= Vietnam Union of Science and Technology Associations =

The Vietnam Union of Science and Technology Associations (VUSTA) is an umbrella organization of non-governmental or semi-autonomous organisations in Vietnam. It is a member of the Vietnam Fatherland Front, and member organisations remain connected to the government via the Union.

It was established according to Decision No. 121/HĐBT dated July 29, 1983 of the Council of Ministers (now the Government) of the Socialist Republic of Vietnam. At the beginning, it had 15 member associations. As of 2009, it comprised 79 central disciplined associations and 53 provincial unions of associations.

The member associations of VUSTA operate according to their own statutes and regulations with broad autonomous rights. They have to abide by VUSTA's main directives, under the guidance and control of VUSTA's Central Council. Its national representative congress is the supreme leading organ, with a term of office in 5 years. Up to 2009, VUSTA had recorded 5 national congresses.

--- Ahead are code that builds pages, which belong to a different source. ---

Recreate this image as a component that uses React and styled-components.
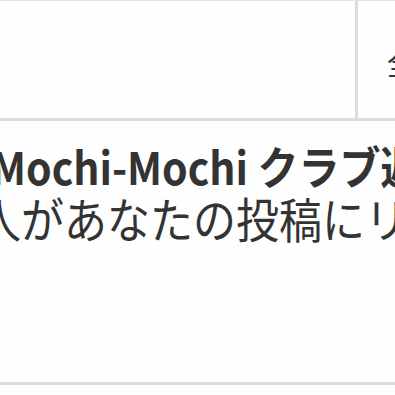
import styled, { createGlobalStyle } from "styled-components";

const GlobalStyle = createGlobalStyle`
  html, body {
    margin: 0;
    padding: 0;
    background: #fefefe;
  }
  body {
    font-family: "Noto Sans CJK JP", "Noto Sans", sans-serif;
    color: #333;
    overflow: hidden;
  }
`;

const Page = styled.div`
  width: 395px;
  height: 395px;
  overflow: hidden;
  display: flex;
  flex-direction: column;
`;

const Header = styled.div`
  display: grid;
  grid-template-columns: 355px 3px 1fr;
  height: 117px;
  border-top: 1px solid #e2e2e2;
  border-bottom: 3px solid #dcdcdc;
  box-sizing: content-box;
`;

const SearchArea = styled.div``;

const Divider = styled.div`
  background: #dcdcdc;
`;

const Tab = styled.div`
  display: flex;
  align-items: center;
  padding-left: 29px;
  padding-top: 4px;
  font-size: 28px;
  white-space: nowrap;
  color: #333;
  transform: scaleY(1.1);
`;

const Notice = styled.div`
  height: 264px;
  border-bottom: 3px solid #dcdcdc;
  overflow: hidden;
  padding-top: 22px;
  box-sizing: border-box;
`;

const Line = styled.div`
  white-space: nowrap;
  font-size: ${(p) => p.$size}px;
  line-height: ${(p) => p.$lh}px;
  font-weight: ${(p) => (p.$bold ? 700 : 400)};
  margin-left: ${(p) => p.$shift}px;
  color: #333;
  transform: scaleY(1.1);
  transform-origin: center bottom;
`;

export default function App() {
  return (
    <Page>
      <GlobalStyle />
      <Header>
        <SearchArea />
        <Divider />
        <Tab>全て</Tab>
      </Header>
      <Notice>
        <Line $bold $size={41} $lh={50} $shift={-9}>Mochi-Mochi クラブ週間ランキング</Line>
        <Line $size={43} $lh={54} $shift={-22}>人があなたの投稿にリアクションしました</Line>
      </Notice>
    </Page>
  );
}
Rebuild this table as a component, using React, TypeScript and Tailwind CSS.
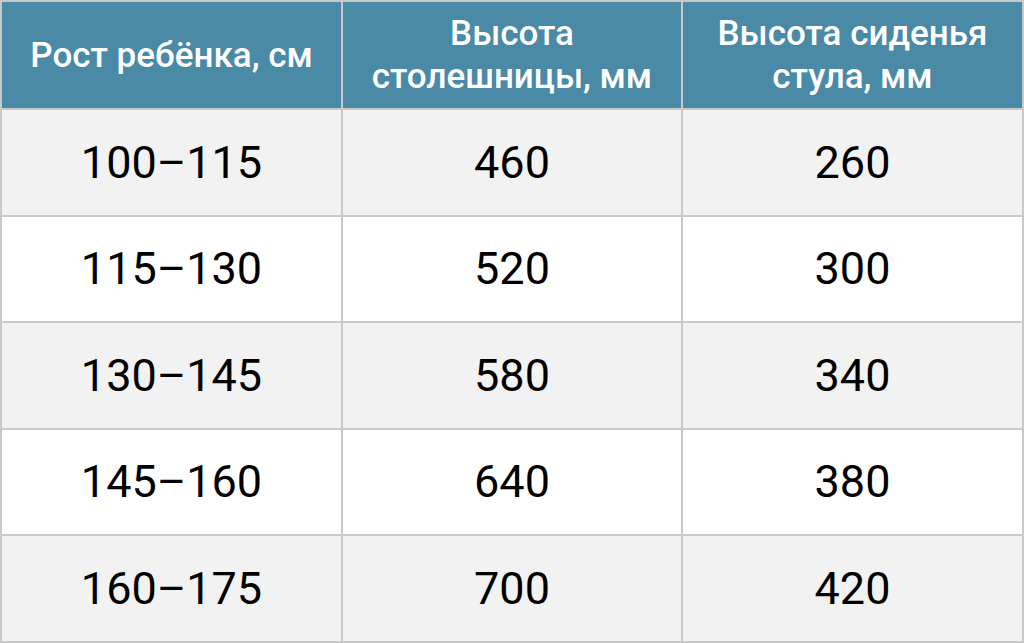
import React from 'react';

const rows: [string, string, string][] = [
  ['100–115', '460', '260'],
  ['115–130', '520', '300'],
  ['130–145', '580', '340'],
  ['145–160', '640', '380'],
  ['160–175', '700', '420'],
];

const headers = ['Рост ребёнка, см', 'Высота\nстолешницы, мм', 'Высота сиденья\nстула, мм'];

const App: React.FC = () => {
  return (
    <div
      className="w-[1024px] h-[643px] grid grid-cols-[339px_338px_339px] grid-rows-[106px_1fr_1fr_1fr_1fr_1fr] gap-[2px] p-[2px] bg-[#c9c9c9]"
      style={{ fontFamily: 'Roboto, "Noto Sans", sans-serif' }}
    >
      {headers.map((h) => (
        <div
          key={h}
          className="bg-[#4a8aa7] text-white font-medium text-[35px] leading-[43px] flex items-center justify-center text-center whitespace-pre-line"
        >
          {h}
        </div>
      ))}
      {rows.map((row, i) =>
        row.map((cell, j) => (
          <div
            key={`${i}-${j}`}
            className={`${i % 2 === 0 ? 'bg-[#f2f2f2]' : 'bg-white'} text-black text-[45px] flex items-center justify-center`}
          >
            {cell}
          </div>
        ))
      )}
    </div>
  );
};

export default App;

The Union has membership in the International Science Council.

==Leaderships==
- Professor, Major General Trần Đại Nghĩa was the first Chairman (1983 - 1988).
- Professor Dr. Hà Học Trạc was chairman in term II and term III (1988 - 1999).
- Professor Vũ Tuyên Hoàng was chairman in term IV (1999 - 2004) and term V (2004 - 2009).
- Associate Professor Dr. Hồ Uy Liêm was Acting Chairman in term V (2008 - 2010).
- The current chairman is Professor Dr. Đặng Vũ Minh (since 2010).